Ontem, fui fazer um curso chamado “Desformatar através da escrita”. Tenho
sempre alguma relutância em chamar “curso” a estes “encontros-de-pessoas-que-nem-se-conhecem-bem-e-que-aderem-a-desafios-só-porque-têm-alguém(ns)-a-pressioná-los-e-pelos-quais-se-paga”
e estive até há pouco para tentar descobrir uma expressão mais curta que
pudesse utilizar.
Ontem, participei num passatempo de desformatar pela escrita.

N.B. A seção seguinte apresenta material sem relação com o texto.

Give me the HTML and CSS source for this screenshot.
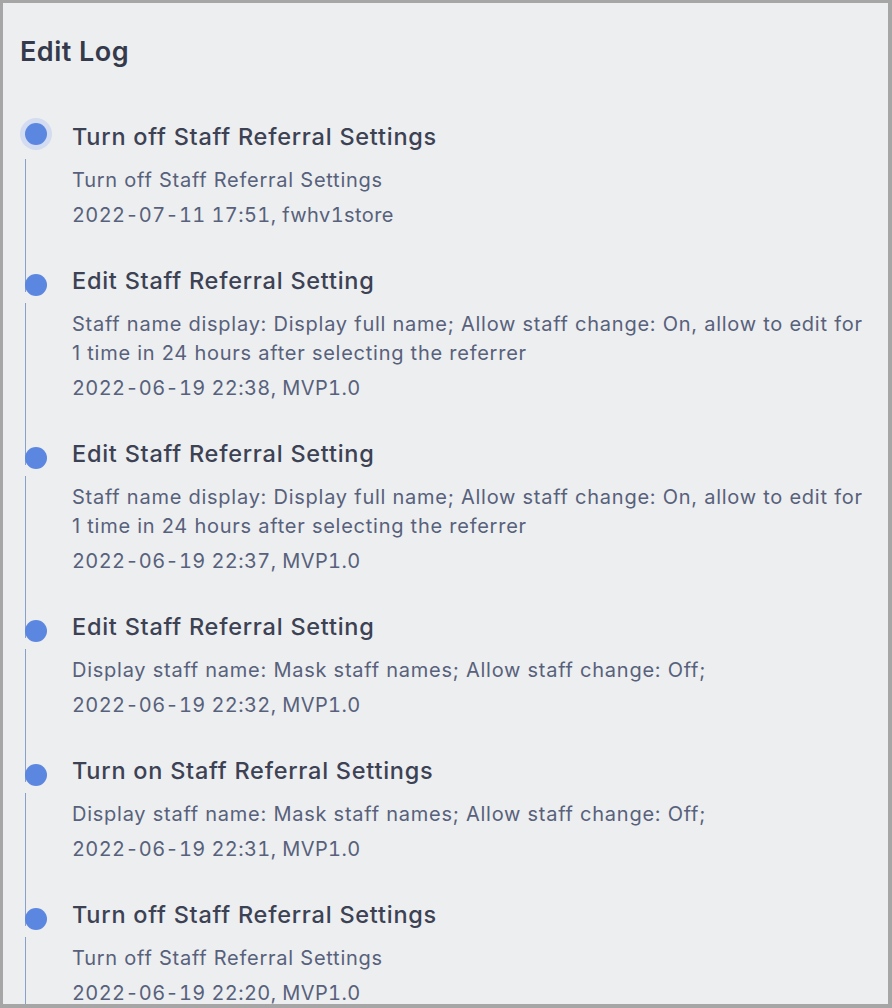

Foi giro (ri-me várias vezes) e passei o tempo (que na última semana estava
difícil de fluir, razão principal que me fez inscrever neste passatempo, razão
que não terá sido tão simpática como as que foram apresentadas, quando
questionadas, pelas restantes participantes – éramos todas mulheres -, mas que
era a sincera, pelo que tão válida como as outras, as quais deambularam muito
pela palavra desformatar, que é, efectivamente, interessante).
Após vários exercícios de passagem do tempo em que brincámos com palavras,
sons, tactos e observação, já na recta final, tivemos de apresentar um cartaz que
construíramos com recortes de jornais e revistas.
Não vou falar do meu; até porque, só no instante iminente da sua
apresentação, me apercebi que era suposto ser um cartaz e que teria de o
apresentar aos restantes passatempeiros. O meu espanto foi tanto (nestes
passatempos mostro-me quase toda, pelo que não escondi que não tinha ouvido
grande coisa do “enunciado”), que fui indigitada para ser a primeira.
Levantei-me, pespeguei o papel com recortes no quadro, olhei para ele para
ver que tema estaria ali (para além do “eu”, já que tinha sido eu a escolher o
que recortara e colara) e decidi apresentar Caos.
Regressando…
Uma das passatempeiras, mais nova que eu uns 10 anos, mais coisa menos
coisa, muito bonita, expressiva, portuguesa ex-estudante em Londres e
brevemente emigrante na mesma cidade, certamente curiosa e talvez um pouco anacrónica,
sem dúvida sensível, fez um cartaz em que abordava, entre outras coisas, o
excesso de informação dos dias de hoje; o olhar sem observar.
No final, deveríamos colocar questões, debater, enfim, passatempar.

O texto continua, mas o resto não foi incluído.